-- start Information shown --
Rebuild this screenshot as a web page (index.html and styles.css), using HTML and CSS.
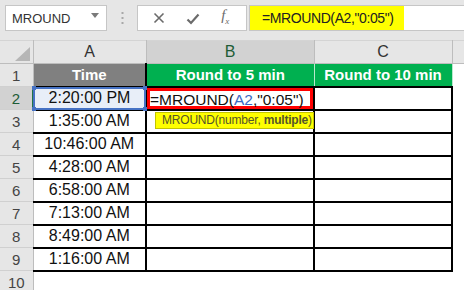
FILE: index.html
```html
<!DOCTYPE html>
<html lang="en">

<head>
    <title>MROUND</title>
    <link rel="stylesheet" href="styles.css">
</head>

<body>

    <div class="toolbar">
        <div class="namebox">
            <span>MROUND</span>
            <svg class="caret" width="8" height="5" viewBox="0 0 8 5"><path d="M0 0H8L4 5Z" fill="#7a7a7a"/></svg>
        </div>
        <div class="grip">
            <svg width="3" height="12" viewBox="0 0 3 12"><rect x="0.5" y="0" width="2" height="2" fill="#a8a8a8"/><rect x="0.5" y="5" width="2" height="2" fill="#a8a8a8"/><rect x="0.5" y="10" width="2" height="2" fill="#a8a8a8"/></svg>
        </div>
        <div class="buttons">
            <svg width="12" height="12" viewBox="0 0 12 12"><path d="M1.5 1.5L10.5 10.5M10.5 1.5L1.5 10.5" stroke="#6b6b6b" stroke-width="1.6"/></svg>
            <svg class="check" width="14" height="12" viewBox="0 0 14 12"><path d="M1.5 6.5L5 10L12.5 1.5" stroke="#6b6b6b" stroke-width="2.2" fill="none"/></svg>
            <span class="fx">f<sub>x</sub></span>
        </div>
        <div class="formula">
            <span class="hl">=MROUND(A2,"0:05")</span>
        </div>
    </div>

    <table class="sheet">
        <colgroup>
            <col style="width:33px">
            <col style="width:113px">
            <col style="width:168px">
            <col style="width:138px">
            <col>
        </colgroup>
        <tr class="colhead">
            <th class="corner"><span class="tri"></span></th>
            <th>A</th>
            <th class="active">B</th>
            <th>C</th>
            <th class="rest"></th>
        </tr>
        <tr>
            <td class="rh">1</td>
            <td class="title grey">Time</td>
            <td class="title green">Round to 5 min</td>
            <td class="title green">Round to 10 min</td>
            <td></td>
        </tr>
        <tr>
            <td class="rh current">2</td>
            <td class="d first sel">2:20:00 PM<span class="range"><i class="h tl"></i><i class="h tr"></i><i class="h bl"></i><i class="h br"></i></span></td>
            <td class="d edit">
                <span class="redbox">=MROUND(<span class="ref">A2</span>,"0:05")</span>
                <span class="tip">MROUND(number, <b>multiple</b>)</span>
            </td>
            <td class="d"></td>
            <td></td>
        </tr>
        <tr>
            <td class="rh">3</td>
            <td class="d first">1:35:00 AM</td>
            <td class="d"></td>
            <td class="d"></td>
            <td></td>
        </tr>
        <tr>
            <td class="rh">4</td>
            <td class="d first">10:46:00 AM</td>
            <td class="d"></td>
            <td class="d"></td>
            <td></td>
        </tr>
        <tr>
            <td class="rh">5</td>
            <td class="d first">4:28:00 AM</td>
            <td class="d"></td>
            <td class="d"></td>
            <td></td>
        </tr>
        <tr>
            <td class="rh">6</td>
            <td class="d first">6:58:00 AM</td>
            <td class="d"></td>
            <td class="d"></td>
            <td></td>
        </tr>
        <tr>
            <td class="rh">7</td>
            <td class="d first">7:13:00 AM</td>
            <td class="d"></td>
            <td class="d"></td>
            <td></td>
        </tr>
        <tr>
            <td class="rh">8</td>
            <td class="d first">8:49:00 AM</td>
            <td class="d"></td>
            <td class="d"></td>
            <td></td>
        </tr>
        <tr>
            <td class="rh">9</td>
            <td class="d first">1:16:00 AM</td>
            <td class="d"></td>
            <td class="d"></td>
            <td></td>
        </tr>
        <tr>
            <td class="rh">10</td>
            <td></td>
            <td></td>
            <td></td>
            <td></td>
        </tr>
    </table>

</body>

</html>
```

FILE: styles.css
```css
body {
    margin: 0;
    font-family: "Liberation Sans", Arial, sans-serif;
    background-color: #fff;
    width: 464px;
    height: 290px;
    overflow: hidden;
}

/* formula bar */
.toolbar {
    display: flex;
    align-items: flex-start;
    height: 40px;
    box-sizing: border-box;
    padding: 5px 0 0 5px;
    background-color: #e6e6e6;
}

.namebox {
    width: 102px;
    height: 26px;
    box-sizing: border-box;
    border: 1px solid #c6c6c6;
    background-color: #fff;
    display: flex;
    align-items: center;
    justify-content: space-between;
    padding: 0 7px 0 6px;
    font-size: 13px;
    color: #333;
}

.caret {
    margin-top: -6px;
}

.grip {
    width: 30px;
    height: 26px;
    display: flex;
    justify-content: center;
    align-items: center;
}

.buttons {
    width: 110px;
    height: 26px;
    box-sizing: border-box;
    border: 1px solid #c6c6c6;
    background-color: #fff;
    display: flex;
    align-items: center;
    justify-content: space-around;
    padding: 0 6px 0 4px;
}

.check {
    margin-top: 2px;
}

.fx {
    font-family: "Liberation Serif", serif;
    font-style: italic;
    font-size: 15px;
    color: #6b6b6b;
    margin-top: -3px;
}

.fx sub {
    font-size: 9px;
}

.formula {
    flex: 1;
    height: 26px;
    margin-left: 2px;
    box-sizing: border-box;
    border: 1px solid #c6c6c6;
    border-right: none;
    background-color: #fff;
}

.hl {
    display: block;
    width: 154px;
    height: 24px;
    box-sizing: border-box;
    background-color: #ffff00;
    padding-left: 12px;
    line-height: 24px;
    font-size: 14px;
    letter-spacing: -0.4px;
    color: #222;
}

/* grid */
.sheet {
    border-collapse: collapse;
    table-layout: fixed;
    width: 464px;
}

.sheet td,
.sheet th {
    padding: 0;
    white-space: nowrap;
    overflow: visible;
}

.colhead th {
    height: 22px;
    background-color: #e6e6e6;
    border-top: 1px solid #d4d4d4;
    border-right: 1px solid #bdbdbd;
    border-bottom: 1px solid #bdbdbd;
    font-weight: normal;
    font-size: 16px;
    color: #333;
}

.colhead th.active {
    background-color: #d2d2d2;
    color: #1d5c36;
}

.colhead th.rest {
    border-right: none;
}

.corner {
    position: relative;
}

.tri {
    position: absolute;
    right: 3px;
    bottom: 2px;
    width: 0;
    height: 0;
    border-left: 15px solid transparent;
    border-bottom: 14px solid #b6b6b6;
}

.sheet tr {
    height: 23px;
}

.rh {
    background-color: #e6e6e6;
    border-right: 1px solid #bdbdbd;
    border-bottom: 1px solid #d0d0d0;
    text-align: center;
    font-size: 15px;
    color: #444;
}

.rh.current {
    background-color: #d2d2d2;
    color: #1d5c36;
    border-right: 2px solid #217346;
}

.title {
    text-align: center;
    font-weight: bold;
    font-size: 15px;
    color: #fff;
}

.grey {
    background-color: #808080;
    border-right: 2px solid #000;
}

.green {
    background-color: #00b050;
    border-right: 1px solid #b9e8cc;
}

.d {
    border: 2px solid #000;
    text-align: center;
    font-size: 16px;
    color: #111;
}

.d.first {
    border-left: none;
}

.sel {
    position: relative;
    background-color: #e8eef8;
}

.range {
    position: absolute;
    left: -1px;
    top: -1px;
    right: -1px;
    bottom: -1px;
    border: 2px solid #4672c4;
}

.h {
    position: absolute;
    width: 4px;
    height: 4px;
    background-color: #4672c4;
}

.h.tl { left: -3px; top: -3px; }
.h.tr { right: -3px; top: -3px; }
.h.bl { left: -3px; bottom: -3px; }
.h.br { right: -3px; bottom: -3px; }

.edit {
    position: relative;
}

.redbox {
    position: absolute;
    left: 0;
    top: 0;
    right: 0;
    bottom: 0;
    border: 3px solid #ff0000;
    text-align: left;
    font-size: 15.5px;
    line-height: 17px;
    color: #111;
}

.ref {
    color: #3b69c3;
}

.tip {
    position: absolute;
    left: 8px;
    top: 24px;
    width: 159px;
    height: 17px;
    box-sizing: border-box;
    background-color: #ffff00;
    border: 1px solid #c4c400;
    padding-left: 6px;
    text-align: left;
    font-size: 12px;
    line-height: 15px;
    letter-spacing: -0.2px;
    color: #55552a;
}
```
-- end Information shown --
Of the lines in the material, how many contain the word "index"? Reply with the number and nothing else.

▶ [Task result]:
2